In their paper, the Circle executives propose the Token Capital Adequacy Framework (TCAF), a risk-based method designed to strengthen the balance sheets and operational structures of stablecoin issuers as well as those of other stable value tokens. The framework provides a robust methodology to assess, manage, and apportion capital for stable value tokens so they can better withstand potential shocks and maintain stability. Unlike traditional banks, stable value tokens are transferred on programmable blockchains or distributed ledgers, generating unique financial and operational risk profiles that cannot be well managed by Basel-style capital requirements. Moreover, existing capital frameworks that rely on fixed ratios do not account for the reserve differences with stable value tokens, nor do they cover risks such as susceptibility to coordinated runs and technology-driven operational risks.

TCAF highlights

  • Developed to assess and manage capital needs based on quantitative assessment of market, credit, and operational risks specific to tokenized assets.
  • Designed to be adaptive; applicable to various token backings such as fiat, crypto assets and synthetic assets; and to operate independently of reserve and liquidity standards. 
  • Emphasizes risk sensitivity and stress testing over fixed-ratio methods, such as those adopted in the European Union's landmark Markets in Crypto-Assets (MiCA) regulatory framework.
  • Requires internal stakeholder input in determining non-financial risk, helping to ensure accountability and better risk management.

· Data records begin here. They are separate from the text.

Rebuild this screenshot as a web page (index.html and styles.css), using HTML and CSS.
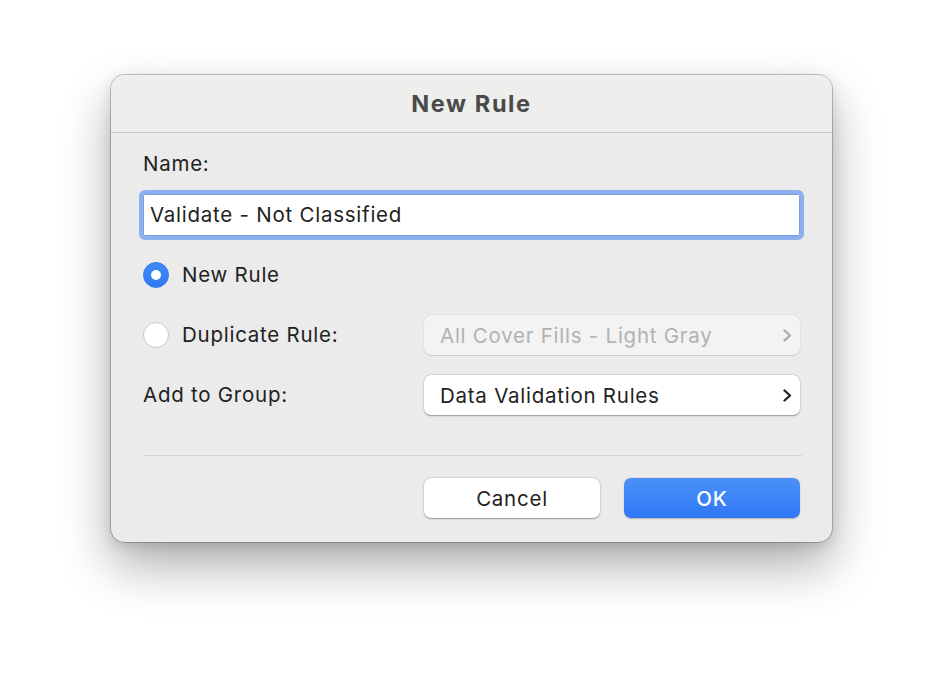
FILE: index.html
```html
<!DOCTYPE html>
<html lang="en">
<head>
<meta charset="utf-8">
<title>New Rule</title>
<link rel="stylesheet" href="styles.css">
</head>
<body>
<div class="dialog">
  <div class="titlebar">New Rule</div>
  <div class="content">
    <div class="label name-label">Name:</div>
    <div class="field">Validate - Not Classified</div>
    <div class="grid">
      <div class="radio-row"><span class="radio on"></span><span class="label">New Rule</span></div>
      <div></div>
      <div class="radio-row"><span class="radio"></span><span class="label">Duplicate Rule:</span></div>
      <div class="popup disabled"><span>All Cover Fills - Light Gray</span>
        <svg class="chev" width="9" height="13" viewBox="0 0 9 13"><path d="M1.5 1.5 L7 6.5 L1.5 11.5" fill="none" stroke="currentColor" stroke-width="2.3" stroke-linecap="round" stroke-linejoin="round"/></svg>
      </div>
      <div class="label">Add to Group:</div>
      <div class="popup"><span>Data Validation Rules</span>
        <svg class="chev" width="9" height="13" viewBox="0 0 9 13"><path d="M1.5 1.5 L7 6.5 L1.5 11.5" fill="none" stroke="currentColor" stroke-width="2.3" stroke-linecap="round" stroke-linejoin="round"/></svg>
      </div>
    </div>
    <div class="sep"></div>
    <div class="buttons">
      <div class="btn cancel">Cancel</div>
      <div class="btn ok">OK</div>
    </div>
  </div>
</div>
</body>
</html>
```

FILE: styles.css
```css
html, body {
  margin: 0;
  padding: 0;
  background: #ffffff;
}
body {
  width: 944px;
  height: 690px;
  display: flex;
  justify-content: flex-start;
  align-items: flex-start;
  padding: 75px 0 0 111px;
  box-sizing: border-box;
  font-family: Inter, "Liberation Sans", sans-serif;
  color: #222222;
}
.dialog {
  width: 721px;
  height: 467px;
  background: #ebebeb;
  border-radius: 14px;
  box-shadow: 0 0 0 1px rgba(0,0,0,0.22), 0 24px 50px rgba(0,0,0,0.32), 0 4px 14px rgba(0,0,0,0.12);
  overflow: hidden;
}
.titlebar {
  height: 56px;
  background: #eeeeed;
  border-bottom: 1px solid #c9c9c9;
  display: flex;
  align-items: center;
  justify-content: center;
  font-size: 23.5px;
  font-weight: 700;
  letter-spacing: 1.6px;
  color: #4a4a4a;
  padding-bottom: 1px;
  box-sizing: content-box;
}
.content {
  padding: 0 32px;
  display: flex;
  flex-direction: column;
}
.label,
.field,
.popup,
.btn {
  font-size: 20.5px;
  letter-spacing: 0.75px;
}
.label {
  line-height: 22px;
  color: #222222;
}
.name-label {
  margin-top: 20px;
}
.field {
  margin-top: 19px;
  height: 42px;
  box-sizing: border-box;
  background: #ffffff;
  border: 1px solid #7d9fe0;
  border-radius: 2px;
  outline: 4px solid #8cb0ee;
  outline-offset: 0;
  padding: 0 0 1px 6px;
  display: flex;
  align-items: center;
  color: #222222;
}
.grid {
  margin-top: 19px;
  display: grid;
  grid-template-columns: 281px 1fr;
  grid-auto-rows: 40px;
  row-gap: 20px;
  align-items: center;
}
.radio-row {
  display: flex;
  align-items: center;
  gap: 13px;
}
.radio {
  width: 26px;
  height: 26px;
  border-radius: 50%;
  box-sizing: border-box;
  background: #ffffff;
  border: 1px solid #cacaca;
  display: flex;
  align-items: center;
  justify-content: center;
}
.radio.on {
  background: linear-gradient(#4089f8, #2f7af4);
  border: 1px solid #2f79ee;
}
.radio.on::after {
  content: "";
  width: 10px;
  height: 10px;
  border-radius: 50%;
  background: #ffffff;
}
.popup {
  height: 40px;
  box-sizing: border-box;
  background: #ffffff;
  border-radius: 7px;
  box-shadow: 0 0.5px 1.5px rgba(0,0,0,0.35), 0 0 0 0.5px rgba(0,0,0,0.06);
  display: flex;
  align-items: center;
  justify-content: space-between;
  padding: 0 8px 0 16px;
  color: #222222;
}
.popup.disabled {
  background: #f3f3f3;
  color: #b2b2b2;
  box-shadow: 0 0.5px 1px rgba(0,0,0,0.12), 0 0 0 0.5px rgba(0,0,0,0.05);
}
.popup .chev {
  color: #222222;
}
.popup.disabled .chev {
  color: #a9a9a9;
}
.sep {
  margin-top: 40px;
  height: 1px;
  background: #d4d4d4;
  margin-right: -2px;
}
.buttons {
  margin-top: 22px;
  display: flex;
  justify-content: flex-end;
  gap: 24px;
}
.btn {
  width: 176px;
  height: 40px;
  border-radius: 7px;
  display: flex;
  align-items: center;
  justify-content: center;
  box-sizing: border-box;
}
.cancel {
  background: #ffffff;
  color: #222222;
  box-shadow: 0 0.5px 1.5px rgba(0,0,0,0.35), 0 0 0 0.5px rgba(0,0,0,0.06);
}
.ok {
  background: linear-gradient(#4a90f8, #2f77f5);
  color: #ffffff;
  font-weight: 500;
  box-shadow: 0 0.5px 1.5px rgba(0,0,0,0.25);
}
```
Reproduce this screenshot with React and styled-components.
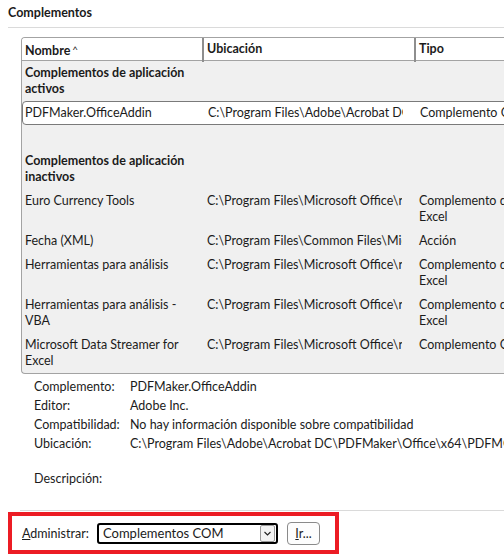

Reshaping operational risk frameworks for the digital age

The TCAF can also be applied by banks to manage operational risks, such as loss from failed or inadequate internal processes, or from external events such as cybersecurity events. A risk-sensitive capital framework with sufficient amount of internal accountability, as proposed by TCAF, provides a foundation for rewriting capital standards for operational risks more broadly for banks and non-banks. The paper notes that cybersecurity events for financial firms in recent years underscore the need to re-evaluate operational risks and provide a stronger feedback loop between technology decisions and balance sheet allocations.